» **Task requirements**: Gather up every line from the entries below that uses the word "Write".

» **Dataset rows**:
=======

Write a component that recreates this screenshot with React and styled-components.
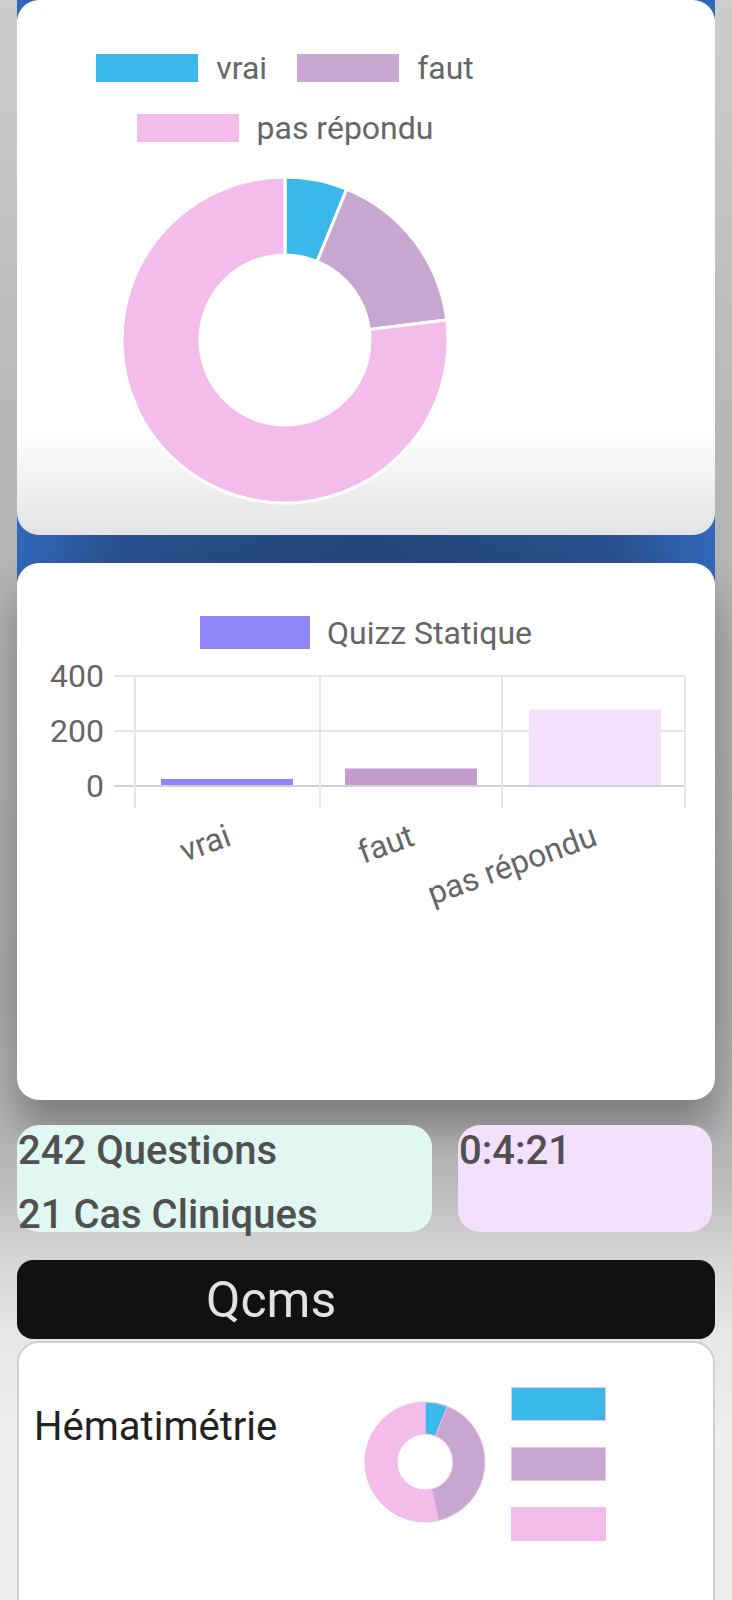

=======

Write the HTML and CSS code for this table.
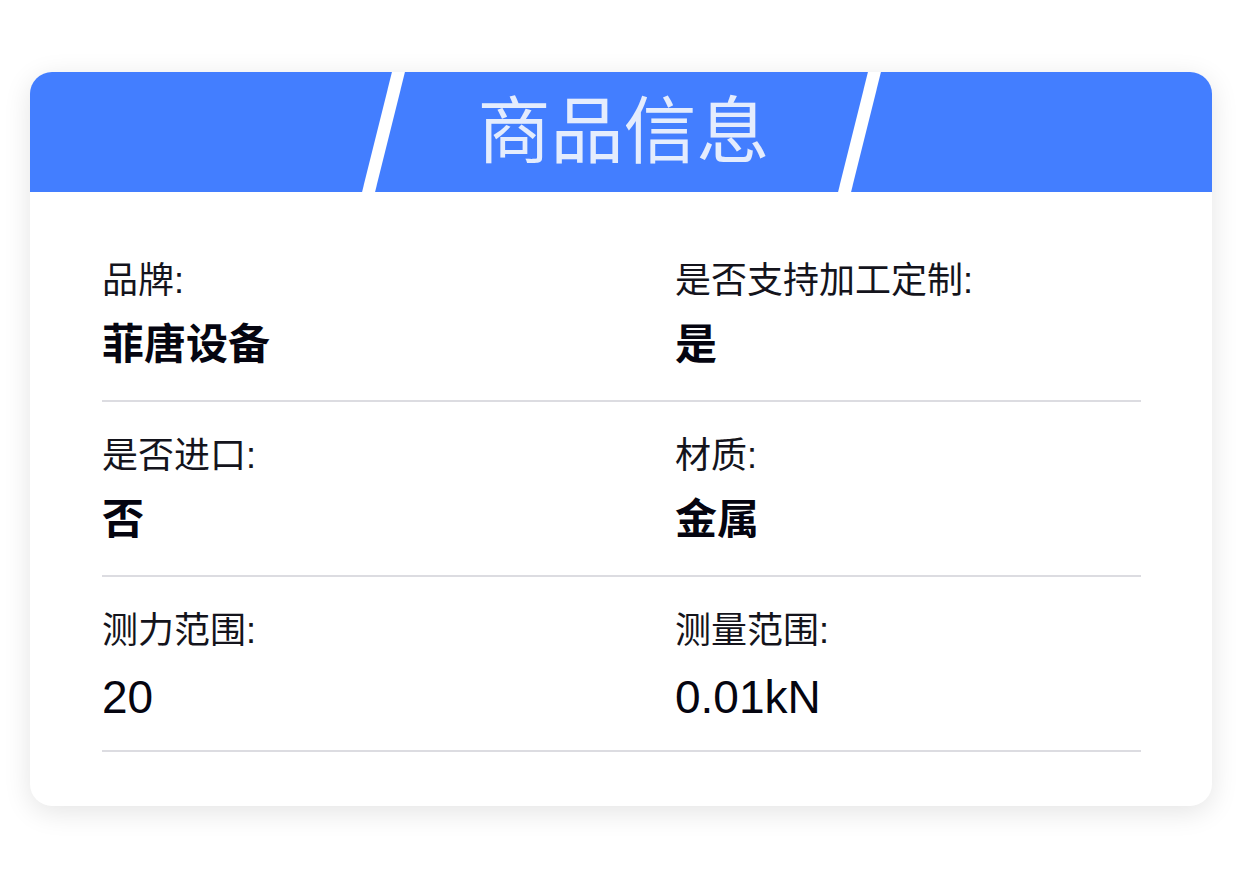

=======

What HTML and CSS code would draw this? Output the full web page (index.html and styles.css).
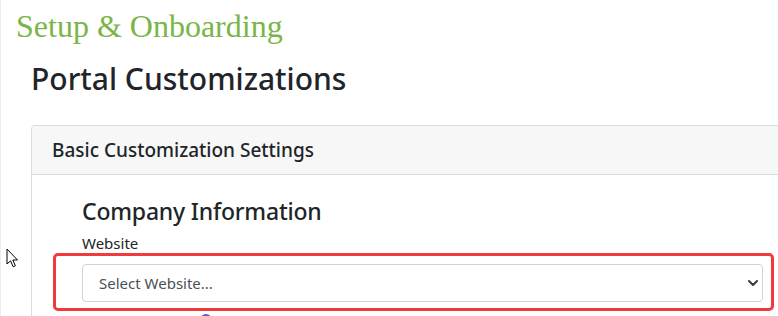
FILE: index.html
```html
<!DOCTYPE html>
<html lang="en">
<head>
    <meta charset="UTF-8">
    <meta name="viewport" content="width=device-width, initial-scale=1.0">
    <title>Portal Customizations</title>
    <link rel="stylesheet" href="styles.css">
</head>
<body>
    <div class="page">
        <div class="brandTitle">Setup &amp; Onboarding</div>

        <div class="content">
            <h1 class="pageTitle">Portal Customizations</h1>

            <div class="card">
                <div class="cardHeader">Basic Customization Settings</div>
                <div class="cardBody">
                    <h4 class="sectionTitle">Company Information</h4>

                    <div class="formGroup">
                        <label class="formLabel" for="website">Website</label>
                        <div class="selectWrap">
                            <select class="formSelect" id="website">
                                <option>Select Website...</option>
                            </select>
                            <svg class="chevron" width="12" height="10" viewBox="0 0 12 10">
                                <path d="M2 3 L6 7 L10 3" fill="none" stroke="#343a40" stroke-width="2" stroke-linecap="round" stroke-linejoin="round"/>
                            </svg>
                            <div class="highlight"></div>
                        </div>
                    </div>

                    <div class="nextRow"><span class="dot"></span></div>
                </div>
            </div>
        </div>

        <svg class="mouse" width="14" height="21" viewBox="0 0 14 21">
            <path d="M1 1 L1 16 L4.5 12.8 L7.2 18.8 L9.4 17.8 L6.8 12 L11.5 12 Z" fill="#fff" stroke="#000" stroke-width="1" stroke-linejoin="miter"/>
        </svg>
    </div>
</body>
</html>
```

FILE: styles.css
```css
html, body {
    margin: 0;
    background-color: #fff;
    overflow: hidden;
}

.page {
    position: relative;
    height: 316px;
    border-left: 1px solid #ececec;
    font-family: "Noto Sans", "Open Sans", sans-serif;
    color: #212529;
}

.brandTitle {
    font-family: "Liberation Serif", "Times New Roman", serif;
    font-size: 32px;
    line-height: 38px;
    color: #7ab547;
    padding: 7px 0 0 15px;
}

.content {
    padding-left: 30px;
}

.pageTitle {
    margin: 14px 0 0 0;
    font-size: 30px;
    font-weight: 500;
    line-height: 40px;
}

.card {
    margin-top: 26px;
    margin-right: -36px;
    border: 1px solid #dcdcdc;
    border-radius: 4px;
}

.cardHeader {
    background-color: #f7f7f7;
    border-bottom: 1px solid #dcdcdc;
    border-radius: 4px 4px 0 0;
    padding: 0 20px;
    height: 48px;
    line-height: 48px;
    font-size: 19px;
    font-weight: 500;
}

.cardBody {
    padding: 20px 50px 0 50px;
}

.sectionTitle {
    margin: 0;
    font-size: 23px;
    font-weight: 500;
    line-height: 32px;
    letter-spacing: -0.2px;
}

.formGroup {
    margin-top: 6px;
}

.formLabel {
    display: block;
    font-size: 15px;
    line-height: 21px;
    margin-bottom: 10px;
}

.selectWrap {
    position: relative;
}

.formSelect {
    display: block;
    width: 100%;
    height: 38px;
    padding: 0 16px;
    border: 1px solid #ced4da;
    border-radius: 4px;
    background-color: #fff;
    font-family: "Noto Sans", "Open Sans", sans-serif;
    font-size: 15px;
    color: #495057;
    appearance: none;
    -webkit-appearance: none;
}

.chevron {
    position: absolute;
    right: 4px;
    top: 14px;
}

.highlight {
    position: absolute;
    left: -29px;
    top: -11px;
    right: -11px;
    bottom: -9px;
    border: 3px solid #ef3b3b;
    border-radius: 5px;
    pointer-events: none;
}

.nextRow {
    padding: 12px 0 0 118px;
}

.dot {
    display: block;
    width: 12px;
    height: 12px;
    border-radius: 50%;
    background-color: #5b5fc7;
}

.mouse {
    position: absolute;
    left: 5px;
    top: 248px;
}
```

=======

» **Result below**:
Write a component that recreates this screenshot with React and styled-components.
Write the HTML and CSS code for this table.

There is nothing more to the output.